More generally, it is always a good idea to look into a project’s tokenomics before getting involved. This can help answer questions like:
- What is the current token supply as well as total supply?
- Does the token have an inflationary or deflationary model?
- What is the real-world use case?
- Who owns the majority of coins? Is it well spread out or concentrated?
Main differences between deflationary and inflationary tokens:
Solana case study
Let’s take a deep dive into one of the most prominent blockchains’ tokenomics. Solana has a native token called SOL that has two primary use cases within the network:
- Staking: users can stake their SOL either directly on the network or delegate their holding to an active validator to help secure the network. In return, stakers will receive inflation rewards.
- Transaction Fees: users can use SOL to pay fees related to transaction processing or running smart contracts.
The Solana team distributed tokens in five different funding rounds, four of which were private sales. These private sales began in Q1 2019 and culminated in a $20 million Series A led by Multicoin Capital, announced in July 2019. Additional participants included Distributed Global, BlockTower Capital, Foundation Capital, Blockchange VC, Slow Ventures, NEO Global Capital, Passport Capital, and Rockaway Ventures. The firms received SOL tokens in exchange for their investments, although the number of tokens allocated to investors was not disclosed.
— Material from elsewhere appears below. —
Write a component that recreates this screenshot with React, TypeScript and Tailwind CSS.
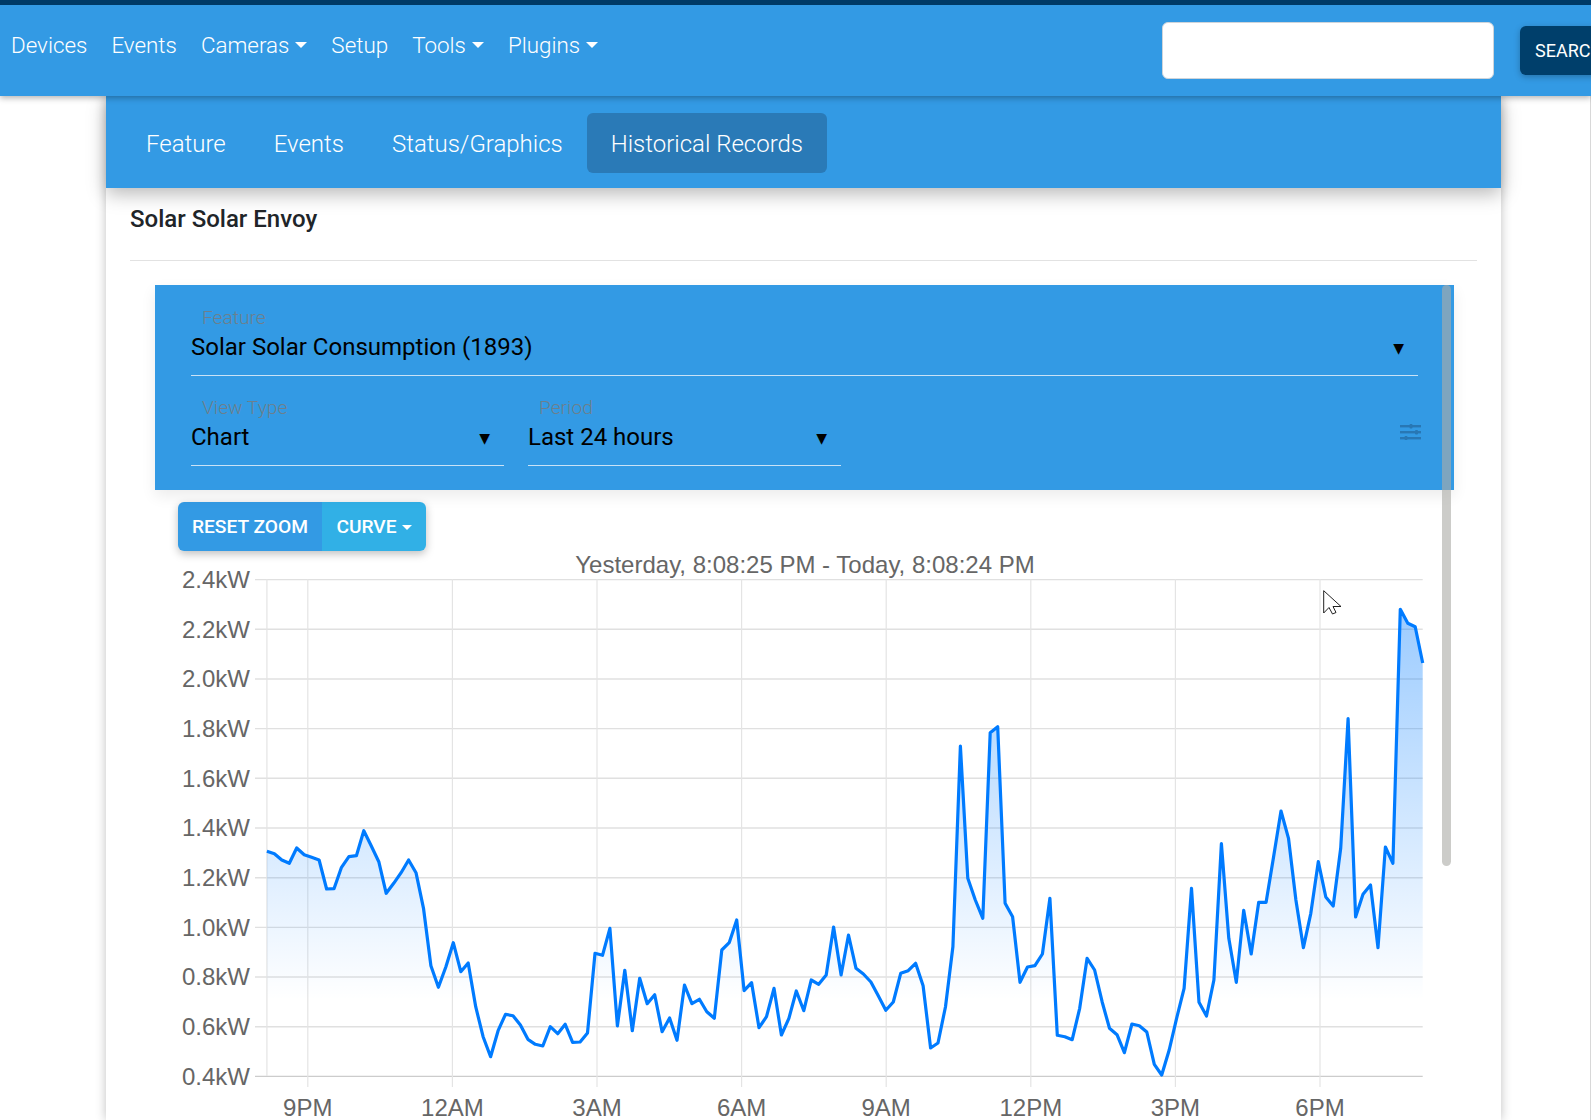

The initial distribution of SOL tokens was as follows:
According to Messari data, vesting schedules were as follows: Solana’s three pre-launch private sales all came with a nine-month lockup after the network launched. The project’s public auction sale (held in March 2020) did not come with a lockup schedule, and the SOL tokens distributed in that sale were fully liquid once the network launched. The founder’s allocation (13% of the initial supply) was also subject to a nine-month lockup post-network launch. After the lockup period ends, these tokens will vest monthly for another two years (expected to fully vest by January 2023). This last clause is a good protection for investors as team members’ tokens are locked-up for a longer period. The Grant Pool and Community Reserve (both overseen by the Solana Foundation) contain ~39% of the initial SOL supply combined. These allocations began to vest in small amounts since Solana’s mainnet launch.
Inflation stands at an initial annual inflation rate of 8%. However, this inflation rate will decrease at an annual rate of 15% (“dis-inflation rate”). The inflation decrease is thus non-linear and much more important in the first years. Solana’s inflation rate will continue to decrease until it reaches an annual rate of 1.5%, which the network should reach in about ten years or 2031. 1.5% will remain the long-term inflation rate for Solana unless the network’s governance system votes to change it.
Major identified issues with current projects’ tokenomics
- Is it really that decentralised?
Using the Solana example, we can see that more than 50% of the tokens in circulation are concentrated, during a long period after the project’s launch, in the hands of the core team, VCs and early investors. This is hardly an exception to Solana as similar distributions are very common within the blockchain ecosystem projects. Can we talk seriously about the benefits of blockchain decentralization with such capital and governance concentration, without forgetting technical knowledge concentration as well?
- What happens after the end of the lock-up period?
Blockchain projects often come with varying lock-up periods that can last from less than a year to five years for early investors and the founding team, who usually cash out their investments after this period. What we identify as a significant issue after the end of the lock-up period is the huge and asymmetric risk-return transfer between this first group, which realized a pretty good return on their initial investments and are completely de-risked at this stage, and retail investors joining the project at a stage where core decision-makers are no longer incentivised to ensure the well-functioning of the project.
- What rights for token investors?
Cryptocurrency projects often use ICOs (Initial Coin Offering), among other fundraising techniques, to raise funds through the issue of crypto-assets in exchange for either fiat currency or an established cryptocurrency like bitcoin or ether. The issuing entity usually accounts for digital assets collected as an intangible asset, or as a financial instrument in the case of stablecoins for example as they are redeemable for cash. The accounting for tokens distributed on the other hand depends on the promise given to investors under the terms of the ICO, which could include: free or discounted access to the entity’s goods or services for a specified or indefinite period of time; a share of the profits of the entity or access to an exchange through which it can transact with other users of the exchange in buying goods or services. Digital asset projects may also offer equity tokens, which are a type of security tokens that work more like a traditional stock asset, giving their holders some form of ownership in their investments. The use of these equity instruments remains restricted nevertheless, raising the question of the rights and guarantees given to retail investors in particular in exchange for the funds given to the cryptocurrency project?
- VC Double-dipping practices
What we refer to as double-dipping practices, in this case, relates to VCs investing in cryptocurrency projects and realising important capital gains on their equity shares as well as digital token holdings. This privilege is almost unique to the cryptocurrency ecosystem, raising some questions again about asymmetric information advantages against retail investors: compared to traditional VC funding, crypto VC investors enjoy a double economic as well as governance advantage, having control over token and equity.
Tokenomics is an important aspect of cryptocurrency which covers almost anything to do with the token. Professional as well as retail investors should spend a lot of time studying a project’s tokenomics before investing to be well aware of the financial and governance rights attributed to them via the token purchase. There is an absolute need in our view for regulation on this particular topic to evolve in order to provide better transparency and eventually protection levels for investors.